Wakeling, J. R. (2004) Adaptivity and ‘Per learning’. Physica A 340: 766-773 [Per Bak memorial issue]
A little tribute to a dear friend. This is a playful paper discussing the idea put forward by Per Bak and Dante Chialvo that potentiation (strengthening) of synapses as a reward for good behaviour carries with it the possibility of addiction and inability to adapt. (It also marks the public debut of my middle name on scientific publications…;-)
Laureti, P., Ruch, P., Wakeling, J. and Zhang, Y.-C. (2004) The Interactive Minority Game: a Web-based investigation of human market interactions. Physica A 331: 651-659
This paper describes a psychology/economics experiment examining human decision-making in financial market-type situations. By using a Web-based interface we allow humans to interact with a simple economic game (the Minority Game), and we study how they make use of information contained in the market history. An article on the work appeared in Technology Research News Magazine (5 November 2003), and it was mentioned in Mark Buchanan’s New Scientist article ‘It’s the economy, stupid’ (10 April, pp. 35–37). The game is sadly long offline; someone bug me to re-implement it please!
Wakeling, J. (2003) Order-disorder transition in the Chialvo-Bak ‘minibrain’ controlled by network geometry. Physica A 325: 561-569
A snappy title I’m sure you’ll agree!-) This paper ‘does exactly what it says on the tin’, demonstrating a phase transition in the minibrain neural network between an ordered phase where learning is possible, and a disordered phase where there is a limit on learning ability. The transition occurs subject to the ratios of the size of different layers of neurons (rather like the phase transition observed in Hopfield networks on the basis of neural connectivity). Mostly numerical work here (actually the minimal analytic approach in this paper contains a whopping great error, porca miseria) but an analytical justification is available in my PhD thesis.
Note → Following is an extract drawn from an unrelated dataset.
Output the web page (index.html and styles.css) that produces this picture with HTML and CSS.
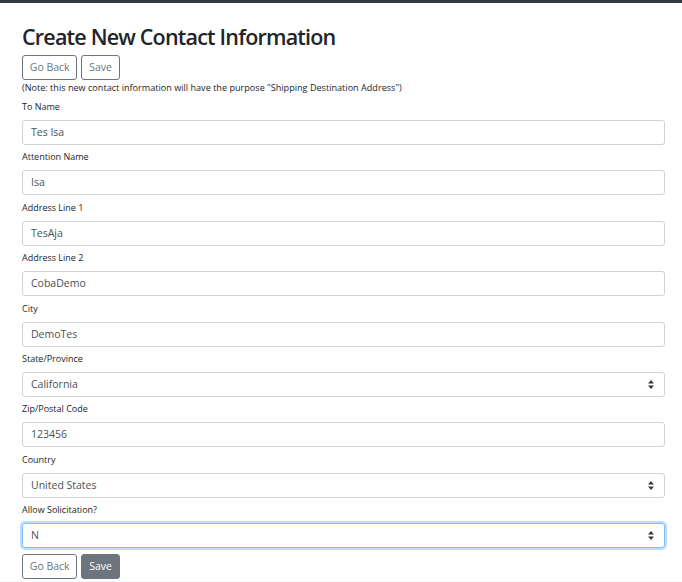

Ruch, P., Wakeling, J. and Zhang, Y.-C. (2002) The Interactive Minority Game: instructions for experts. Working paper, arXiv:cond-mat/0208310
This is a working paper we put out in the early days of the Interactive Minority Game, a Web-based interactive market game, to describe what we were doing for the econophysics community. The description of the game setup and technical details is now out of date as we changed a number of aspects of the game before concluding our research; our Physica A paper describes the game setup and results as they now stand.
Wakeling, J. and Bak, P. (2001) Intelligent systems in the context of surrounding environment. Physical Review E 64: 051920
This fun and rather philosophical paper discusses the need to take into account the surrounding environment when investigating intelligence (and thus neural systems). A lot of people seemed to think this was rather an important paper (and others were rather annoyed by it). Articles on this work were published in Physics News Update 563 (31 October 2001), New Scientist (17 November 2001), wired.com (26 November 2001) and Technology Research News Magazine (5 December 2001), and it was selected as the Econophysics Forum Paper of the Month (February 2002).